━━━━━ Given information ━━━━━

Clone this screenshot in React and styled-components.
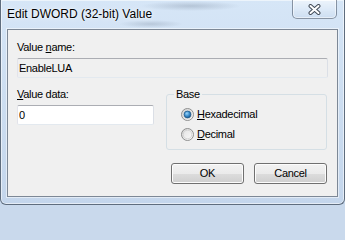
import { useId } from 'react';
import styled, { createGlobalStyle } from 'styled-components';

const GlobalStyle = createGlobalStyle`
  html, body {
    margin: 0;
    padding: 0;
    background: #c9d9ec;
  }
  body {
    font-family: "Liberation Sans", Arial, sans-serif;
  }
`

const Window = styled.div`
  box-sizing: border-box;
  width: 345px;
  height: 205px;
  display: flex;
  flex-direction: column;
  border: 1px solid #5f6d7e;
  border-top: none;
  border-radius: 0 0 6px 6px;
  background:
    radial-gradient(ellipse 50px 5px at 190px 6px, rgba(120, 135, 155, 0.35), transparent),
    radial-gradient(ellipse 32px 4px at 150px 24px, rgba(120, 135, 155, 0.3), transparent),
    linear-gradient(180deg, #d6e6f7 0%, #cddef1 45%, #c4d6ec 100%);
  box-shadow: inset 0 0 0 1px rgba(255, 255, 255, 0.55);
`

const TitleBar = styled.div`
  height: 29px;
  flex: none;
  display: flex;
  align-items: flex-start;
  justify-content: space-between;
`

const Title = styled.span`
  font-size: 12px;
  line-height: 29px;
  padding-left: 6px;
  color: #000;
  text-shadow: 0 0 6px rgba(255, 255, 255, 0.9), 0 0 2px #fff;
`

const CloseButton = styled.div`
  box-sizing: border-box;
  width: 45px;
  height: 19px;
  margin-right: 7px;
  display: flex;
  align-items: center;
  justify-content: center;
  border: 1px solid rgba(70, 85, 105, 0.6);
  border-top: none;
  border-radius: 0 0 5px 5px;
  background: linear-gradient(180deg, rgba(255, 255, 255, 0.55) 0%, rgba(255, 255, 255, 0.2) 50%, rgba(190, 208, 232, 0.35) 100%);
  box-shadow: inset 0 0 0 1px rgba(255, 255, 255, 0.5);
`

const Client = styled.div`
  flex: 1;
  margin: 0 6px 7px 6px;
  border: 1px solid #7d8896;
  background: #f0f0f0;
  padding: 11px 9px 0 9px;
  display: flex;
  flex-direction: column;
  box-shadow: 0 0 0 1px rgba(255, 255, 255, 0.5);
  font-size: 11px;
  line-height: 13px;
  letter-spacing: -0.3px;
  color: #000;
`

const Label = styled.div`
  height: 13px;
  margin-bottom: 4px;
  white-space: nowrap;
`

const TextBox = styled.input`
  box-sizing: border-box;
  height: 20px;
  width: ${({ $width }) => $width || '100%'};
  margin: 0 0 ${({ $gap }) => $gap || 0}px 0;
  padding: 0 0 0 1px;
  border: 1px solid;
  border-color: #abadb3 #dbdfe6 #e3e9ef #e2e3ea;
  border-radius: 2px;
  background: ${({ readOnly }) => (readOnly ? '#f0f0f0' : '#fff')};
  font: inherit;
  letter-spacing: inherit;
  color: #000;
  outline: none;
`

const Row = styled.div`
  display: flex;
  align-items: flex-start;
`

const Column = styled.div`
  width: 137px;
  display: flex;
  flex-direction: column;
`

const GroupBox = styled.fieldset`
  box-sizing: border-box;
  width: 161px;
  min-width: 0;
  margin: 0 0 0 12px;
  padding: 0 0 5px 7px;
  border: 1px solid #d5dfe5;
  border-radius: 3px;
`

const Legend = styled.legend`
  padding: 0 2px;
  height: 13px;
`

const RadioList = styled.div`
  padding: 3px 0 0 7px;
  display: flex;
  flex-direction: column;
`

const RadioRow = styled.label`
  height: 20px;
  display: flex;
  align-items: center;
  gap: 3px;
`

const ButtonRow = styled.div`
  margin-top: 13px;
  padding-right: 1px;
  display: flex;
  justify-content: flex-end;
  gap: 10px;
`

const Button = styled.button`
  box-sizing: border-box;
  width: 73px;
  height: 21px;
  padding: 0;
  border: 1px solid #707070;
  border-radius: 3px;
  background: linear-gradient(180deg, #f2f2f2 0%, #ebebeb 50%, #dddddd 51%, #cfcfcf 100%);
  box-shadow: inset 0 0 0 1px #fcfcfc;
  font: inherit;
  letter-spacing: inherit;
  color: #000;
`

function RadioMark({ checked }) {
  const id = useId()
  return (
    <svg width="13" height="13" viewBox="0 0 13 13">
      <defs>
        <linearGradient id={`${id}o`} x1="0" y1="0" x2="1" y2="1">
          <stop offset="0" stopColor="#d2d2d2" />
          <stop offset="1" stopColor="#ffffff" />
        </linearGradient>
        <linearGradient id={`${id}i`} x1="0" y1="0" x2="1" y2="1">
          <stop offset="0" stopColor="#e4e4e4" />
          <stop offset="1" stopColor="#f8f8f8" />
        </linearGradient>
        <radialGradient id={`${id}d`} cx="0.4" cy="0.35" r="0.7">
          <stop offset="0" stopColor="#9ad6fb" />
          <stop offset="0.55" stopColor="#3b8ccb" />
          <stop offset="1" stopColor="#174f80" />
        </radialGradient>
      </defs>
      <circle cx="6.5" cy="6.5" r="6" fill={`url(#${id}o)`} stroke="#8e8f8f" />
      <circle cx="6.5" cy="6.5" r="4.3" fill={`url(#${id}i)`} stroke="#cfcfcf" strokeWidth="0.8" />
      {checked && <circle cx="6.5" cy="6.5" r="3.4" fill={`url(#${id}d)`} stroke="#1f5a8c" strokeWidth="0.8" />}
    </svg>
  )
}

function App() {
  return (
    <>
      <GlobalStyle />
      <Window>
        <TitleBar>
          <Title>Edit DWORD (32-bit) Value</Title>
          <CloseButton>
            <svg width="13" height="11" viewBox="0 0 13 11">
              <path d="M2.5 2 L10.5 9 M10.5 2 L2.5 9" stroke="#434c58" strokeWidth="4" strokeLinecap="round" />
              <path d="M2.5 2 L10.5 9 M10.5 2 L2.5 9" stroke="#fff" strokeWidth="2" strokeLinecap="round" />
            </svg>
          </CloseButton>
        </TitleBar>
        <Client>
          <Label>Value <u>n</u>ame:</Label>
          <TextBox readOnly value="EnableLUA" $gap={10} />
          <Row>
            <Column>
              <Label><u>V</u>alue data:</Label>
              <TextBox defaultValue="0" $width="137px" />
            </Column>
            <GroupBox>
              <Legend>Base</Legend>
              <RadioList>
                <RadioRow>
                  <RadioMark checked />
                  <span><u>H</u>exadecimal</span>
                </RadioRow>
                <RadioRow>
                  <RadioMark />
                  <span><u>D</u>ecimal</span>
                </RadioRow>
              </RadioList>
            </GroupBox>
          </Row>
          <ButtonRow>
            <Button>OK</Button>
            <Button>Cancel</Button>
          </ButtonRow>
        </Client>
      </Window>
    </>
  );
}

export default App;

━━━━━

__What is asked__. All of the material above should be reproduced exactly, except the pictures.

__Reply__.
Clone this screenshot in React and styled-components.
import { useId } from 'react';
import styled, { createGlobalStyle } from 'styled-components';

const GlobalStyle = createGlobalStyle`
  html, body {
    margin: 0;
    padding: 0;
    background: #c9d9ec;
  }
  body {
    font-family: "Liberation Sans", Arial, sans-serif;
  }
`

const Window = styled.div`
  box-sizing: border-box;
  width: 345px;
  height: 205px;
  display: flex;
  flex-direction: column;
  border: 1px solid #5f6d7e;
  border-top: none;
  border-radius: 0 0 6px 6px;
  background:
    radial-gradient(ellipse 50px 5px at 190px 6px, rgba(120, 135, 155, 0.35), transparent),
    radial-gradient(ellipse 32px 4px at 150px 24px, rgba(120, 135, 155, 0.3), transparent),
    linear-gradient(180deg, #d6e6f7 0%, #cddef1 45%, #c4d6ec 100%);
  box-shadow: inset 0 0 0 1px rgba(255, 255, 255, 0.55);
`

const TitleBar = styled.div`
  height: 29px;
  flex: none;
  display: flex;
  align-items: flex-start;
  justify-content: space-between;
`

const Title = styled.span`
  font-size: 12px;
  line-height: 29px;
  padding-left: 6px;
  color: #000;
  text-shadow: 0 0 6px rgba(255, 255, 255, 0.9), 0 0 2px #fff;
`

const CloseButton = styled.div`
  box-sizing: border-box;
  width: 45px;
  height: 19px;
  margin-right: 7px;
  display: flex;
  align-items: center;
  justify-content: center;
  border: 1px solid rgba(70, 85, 105, 0.6);
  border-top: none;
  border-radius: 0 0 5px 5px;
  background: linear-gradient(180deg, rgba(255, 255, 255, 0.55) 0%, rgba(255, 255, 255, 0.2) 50%, rgba(190, 208, 232, 0.35) 100%);
  box-shadow: inset 0 0 0 1px rgba(255, 255, 255, 0.5);
`

const Client = styled.div`
  flex: 1;
  margin: 0 6px 7px 6px;
  border: 1px solid #7d8896;
  background: #f0f0f0;
  padding: 11px 9px 0 9px;
  display: flex;
  flex-direction: column;
  box-shadow: 0 0 0 1px rgba(255, 255, 255, 0.5);
  font-size: 11px;
  line-height: 13px;
  letter-spacing: -0.3px;
  color: #000;
`

const Label = styled.div`
  height: 13px;
  margin-bottom: 4px;
  white-space: nowrap;
`

const TextBox = styled.input`
  box-sizing: border-box;
  height: 20px;
  width: ${({ $width }) => $width || '100%'};
  margin: 0 0 ${({ $gap }) => $gap || 0}px 0;
  padding: 0 0 0 1px;
  border: 1px solid;
  border-color: #abadb3 #dbdfe6 #e3e9ef #e2e3ea;
  border-radius: 2px;
  background: ${({ readOnly }) => (readOnly ? '#f0f0f0' : '#fff')};
  font: inherit;
  letter-spacing: inherit;
  color: #000;
  outline: none;
`

const Row = styled.div`
  display: flex;
  align-items: flex-start;
`

const Column = styled.div`
  width: 137px;
  display: flex;
  flex-direction: column;
`

const GroupBox = styled.fieldset`
  box-sizing: border-box;
  width: 161px;
  min-width: 0;
  margin: 0 0 0 12px;
  padding: 0 0 5px 7px;
  border: 1px solid #d5dfe5;
  border-radius: 3px;
`

const Legend = styled.legend`
  padding: 0 2px;
  height: 13px;
`

const RadioList = styled.div`
  padding: 3px 0 0 7px;
  display: flex;
  flex-direction: column;
`

const RadioRow = styled.label`
  height: 20px;
  display: flex;
  align-items: center;
  gap: 3px;
`

const ButtonRow = styled.div`
  margin-top: 13px;
  padding-right: 1px;
  display: flex;
  justify-content: flex-end;
  gap: 10px;
`

const Button = styled.button`
  box-sizing: border-box;
  width: 73px;
  height: 21px;
  padding: 0;
  border: 1px solid #707070;
  border-radius: 3px;
  background: linear-gradient(180deg, #f2f2f2 0%, #ebebeb 50%, #dddddd 51%, #cfcfcf 100%);
  box-shadow: inset 0 0 0 1px #fcfcfc;
  font: inherit;
  letter-spacing: inherit;
  color: #000;
`

function RadioMark({ checked }) {
  const id = useId()
  return (
    <svg width="13" height="13" viewBox="0 0 13 13">
      <defs>
        <linearGradient id={`${id}o`} x1="0" y1="0" x2="1" y2="1">
          <stop offset="0" stopColor="#d2d2d2" />
          <stop offset="1" stopColor="#ffffff" />
        </linearGradient>
        <linearGradient id={`${id}i`} x1="0" y1="0" x2="1" y2="1">
          <stop offset="0" stopColor="#e4e4e4" />
          <stop offset="1" stopColor="#f8f8f8" />
        </linearGradient>
        <radialGradient id={`${id}d`} cx="0.4" cy="0.35" r="0.7">
          <stop offset="0" stopColor="#9ad6fb" />
          <stop offset="0.55" stopColor="#3b8ccb" />
          <stop offset="1" stopColor="#174f80" />
        </radialGradient>
      </defs>
      <circle cx="6.5" cy="6.5" r="6" fill={`url(#${id}o)`} stroke="#8e8f8f" />
      <circle cx="6.5" cy="6.5" r="4.3" fill={`url(#${id}i)`} stroke="#cfcfcf" strokeWidth="0.8" />
      {checked && <circle cx="6.5" cy="6.5" r="3.4" fill={`url(#${id}d)`} stroke="#1f5a8c" strokeWidth="0.8" />}
    </svg>
  )
}

function App() {
  return (
    <>
      <GlobalStyle />
      <Window>
        <TitleBar>
          <Title>Edit DWORD (32-bit) Value</Title>
          <CloseButton>
            <svg width="13" height="11" viewBox="0 0 13 11">
              <path d="M2.5 2 L10.5 9 M10.5 2 L2.5 9" stroke="#434c58" strokeWidth="4" strokeLinecap="round" />
              <path d="M2.5 2 L10.5 9 M10.5 2 L2.5 9" stroke="#fff" strokeWidth="2" strokeLinecap="round" />
            </svg>
          </CloseButton>
        </TitleBar>
        <Client>
          <Label>Value <u>n</u>ame:</Label>
          <TextBox readOnly value="EnableLUA" $gap={10} />
          <Row>
            <Column>
              <Label><u>V</u>alue data:</Label>
              <TextBox defaultValue="0" $width="137px" />
            </Column>
            <GroupBox>
              <Legend>Base</Legend>
              <RadioList>
                <RadioRow>
                  <RadioMark checked />
                  <span><u>H</u>exadecimal</span>
                </RadioRow>
                <RadioRow>
                  <RadioMark />
                  <span><u>D</u>ecimal</span>
                </RadioRow>
              </RadioList>
            </GroupBox>
          </Row>
          <ButtonRow>
            <Button>OK</Button>
            <Button>Cancel</Button>
          </ButtonRow>
        </Client>
      </Window>
    </>
  );
}

export default App;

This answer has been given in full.